Quote: playfull @ 17th February 2018, 1:35 PM
If you had seen the poor quality of the sketch i was rushing to try and finish then you would think it was worth five points for me not to post it!
JACK: But, the neat part is, he's holding the giant steel girder above his head with one hand.
BOSS: Oh, that is good. Well done, Jack, that's a striking image that really says, "Guinness makes you strong". Nice advertising, well done. What do you have, Stan?
STAN: Alright, picture this: there's an emu type bird, and it's just swallowed a pint of Guinness; but, here's the thing, it's swallowed the glass as well, we can see it stuck in the neck of the emu type bird. It's funny.

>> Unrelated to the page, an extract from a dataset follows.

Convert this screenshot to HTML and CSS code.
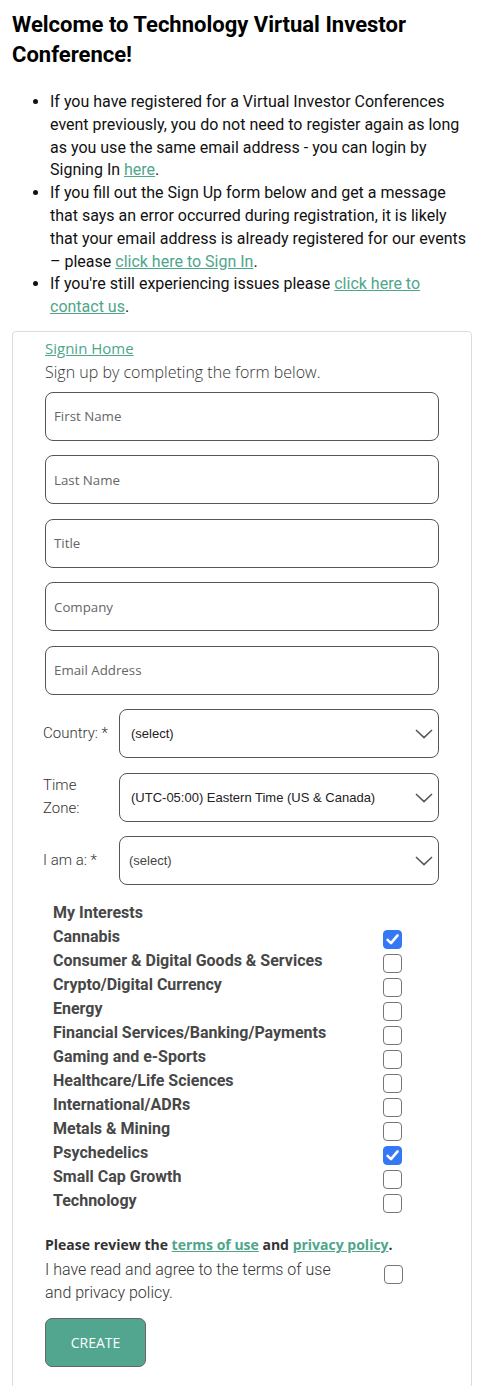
FILE: index.html
```html
<!DOCTYPE html>
<html lang="en">
<head>
<meta charset="utf-8">
<title>Technology Virtual Investor Conference - Sign Up</title>
<link rel="stylesheet" href="styles.css">
</head>
<body>
<h1 class="title">Welcome to Technology Virtual Investor Conference!</h1>
<ul class="notes">
  <li>If you have registered for a Virtual Investor Conferences event previously, you do not need to register again as long as you use the same email address - you can login by Signing In <a href="#">here</a>.</li>
  <li>If you fill out the Sign Up form below and get a message that says an error occurred during registration, it is likely that your email address is already registered for our events – please <a href="#">click here to Sign In</a>.</li>
  <li>If you're still experiencing issues please <a href="#">click here to contact us</a>.</li>
</ul>

<div class="card">
  <a class="home" href="#">Signin Home</a>
  <p class="intro">Sign up by completing the form below.</p>

  <div class="fields">
    <input class="field" type="text" placeholder="First Name">
    <input class="field" type="text" placeholder="Last Name">
    <input class="field" type="text" placeholder="Title">
    <input class="field" type="text" placeholder="Company">
    <input class="field" type="text" placeholder="Email Address">

    <div class="select-row">
      <label class="select-label">Country:&nbsp;*</label>
      <div class="select-wrap">
        <select class="select"><option>(select)</option></select>
        <svg class="chev" width="18" height="10" viewBox="0 0 18 10"><path d="M1 1 L9 8.6 L17 1" fill="none" stroke="#555" stroke-width="1.5"/></svg>
      </div>
    </div>
    <div class="select-row">
      <label class="select-label">Time<br>Zone:</label>
      <div class="select-wrap">
        <select class="select"><option>(UTC-05:00) Eastern Time (US &amp; Canada)</option></select>
        <svg class="chev" width="18" height="10" viewBox="0 0 18 10"><path d="M1 1 L9 8.6 L17 1" fill="none" stroke="#555" stroke-width="1.5"/></svg>
      </div>
    </div>
    <div class="select-row">
      <label class="select-label">I am a:&nbsp;*</label>
      <div class="select-wrap">
        <select class="select select-alt"><option>(select)</option></select>
        <svg class="chev" width="18" height="10" viewBox="0 0 18 10"><path d="M1 1 L9 8.6 L17 1" fill="none" stroke="#555" stroke-width="1.5"/></svg>
      </div>
    </div>
  </div>

  <div class="interests">
    <div class="int-head">My Interests</div>
    <div class="int-row"><span>Cannabis</span><span class="cb checked"><svg width="19" height="19" viewBox="0 0 19 19"><path d="M4.6 9.8 L8 13.2 L14.6 5.4" fill="none" stroke="#fff" stroke-width="2.6" stroke-linecap="round" stroke-linejoin="round"/></svg></span></div>
    <div class="int-row"><span>Consumer &amp; Digital Goods &amp; Services</span><span class="cb"></span></div>
    <div class="int-row"><span>Crypto/Digital Currency</span><span class="cb"></span></div>
    <div class="int-row"><span>Energy</span><span class="cb"></span></div>
    <div class="int-row"><span>Financial Services/Banking/Payments</span><span class="cb"></span></div>
    <div class="int-row"><span>Gaming and e-Sports</span><span class="cb"></span></div>
    <div class="int-row"><span>Healthcare/Life Sciences</span><span class="cb"></span></div>
    <div class="int-row"><span>International/ADRs</span><span class="cb"></span></div>
    <div class="int-row"><span>Metals &amp; Mining</span><span class="cb"></span></div>
    <div class="int-row"><span>Psychedelics</span><span class="cb checked"><svg width="19" height="19" viewBox="0 0 19 19"><path d="M4.6 9.8 L8 13.2 L14.6 5.4" fill="none" stroke="#fff" stroke-width="2.6" stroke-linecap="round" stroke-linejoin="round"/></svg></span></div>
    <div class="int-row"><span>Small Cap Growth</span><span class="cb"></span></div>
    <div class="int-row"><span>Technology</span><span class="cb"></span></div>
  </div>

  <p class="terms">Please review the <a href="#">terms of use</a> and <a href="#">privacy policy</a>.</p>
  <div class="agree">
    <span class="agree-text">I have read and agree to the terms of use and privacy policy.</span>
    <span class="cb agree-cb"></span>
  </div>

  <button class="create" type="button">CREATE</button>
</div>
</body>
</html>
```

FILE: styles.css
```css
html, body {
  margin: 0;
  padding: 0;
  background: #fff;
}
body {
  padding: 0 12px;
  font-family: Roboto, "Liberation Sans", Arial, sans-serif;
  color: #111;
}
a {
  color: #4ea68b;
  text-decoration: underline;
}
.title {
  margin: 10px 0 0;
  font-size: 22px;
  line-height: 30px;
  font-weight: 700;
  color: #000;
}
.notes {
  margin: 21px 0 0;
  padding-left: 38px;
  font-size: 16px;
  line-height: 22.8px;
  color: #111;
}
.card {
  margin-top: 12px;
  width: 460px;
  box-sizing: border-box;
  border: 1px solid #dcdcdc;
  border-radius: 4px;
  padding: 4px 32px 40px;
}
.home {
  display: block;
  font-family: "Open Sans", sans-serif;
  font-size: 15px;
  line-height: 24px;
  width: max-content;
}
.intro {
  margin: 0;
  font-family: "Open Sans", sans-serif;
  font-weight: 300;
  font-size: 16px;
  line-height: 24px;
  color: #333;
}
.fields {
  margin-top: 8px;
  display: flex;
  flex-direction: column;
  gap: 14.5px;
}
.field {
  display: block;
  width: 100%;
  height: 49px;
  box-sizing: border-box;
  border: 1px solid #555;
  border-radius: 8px;
  padding: 0 8px;
  font-family: "Open Sans", sans-serif;
  font-size: 13.3px;
  color: #333;
  background: #fff;
  outline: none;
}
.field::placeholder {
  color: #666;
}
.select-row {
  display: grid;
  grid-template-columns: 74px 1fr;
  align-items: center;
}
.select-label {
  margin-left: -2px;
  font-size: 15px;
  font-weight: 300;
  line-height: 23px;
  color: #333;
  white-space: nowrap;
}
.select-wrap {
  position: relative;
}
.select {
  display: block;
  width: 100%;
  height: 49px;
  box-sizing: border-box;
  border: 1px solid #555;
  border-radius: 8px;
  padding: 0 40px 0 11px;
  background: #fff;
  appearance: none;
  -webkit-appearance: none;
  font-family: "Liberation Sans", Arial, sans-serif;
  font-size: 13px;
  color: #222;
  outline: none;
}
.select-alt {
  padding-left: 9px;
  color: #444;
}
.chev {
  position: absolute;
  right: 6px;
  top: 20px;
  pointer-events: none;
}
.interests {
  margin-top: 15.5px;
  padding-left: 8px;
  font-size: 16px;
  font-weight: 700;
  line-height: 24px;
  color: #474747;
}
.int-head {
  height: 24px;
}
.int-row {
  display: grid;
  grid-template-columns: 330px 19px;
  height: 24px;
}
.cb {
  display: block;
  width: 19px;
  height: 19px;
  box-sizing: border-box;
  border: 1px solid #767676;
  border-radius: 4px;
  background: #fff;
  margin-top: 5px;
}
.cb.checked {
  border-color: #3478f6;
  background: #3478f6;
}
.cb.checked svg {
  display: block;
  margin: -1px;
}
.terms {
  margin: 20.5px 0 0;
  font-family: "Open Sans", sans-serif;
  font-size: 14px;
  font-weight: 700;
  line-height: 23px;
  color: #333;
}
.terms a {
  color: #4ea68b;
}
.agree {
  margin-top: 1.5px;
  display: grid;
  grid-template-columns: 339px 19px;
  align-items: start;
}
.agree-text {
  max-width: 300px;
  font-size: 16px;
  font-weight: 300;
  line-height: 23px;
  color: #333;
}
.agree-cb {
  margin-top: 7px;
}
.create {
  display: block;
  margin-top: 14px;
  width: 101px;
  height: 49px;
  border: 1px solid #666;
  border-radius: 7px;
  background: #52a58e;
  color: #fff;
  font-family: "Open Sans", sans-serif;
  font-size: 14px;
  cursor: pointer;
}
```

MOLLY: It's funny because it's true.
STAN: Actually it's not true, I made it up, but it's funny all the same.
BOSS: It is funny, Stan, so well done on that, but I'm not sure it gives out quite the right message. People, you see, don't consider large landfowl to be particularly incisive judges of a quality beverage.
STAN: I've got some other animals doing very similar things.
BOSS: No, you see, it's animals in general that are the problem. Nobody refers to the beasts of creation for guidance on choosing a pint, great though they may be for fetching sticks, offering thin companionship for unlovable freaks, and getting shot dead for fun in the dark continent. Sorry, Stan, but I think an account of this importance needs something more. What do you have, Molly?
MOLLY: Oh. I'm afraid my idea's sort of similar.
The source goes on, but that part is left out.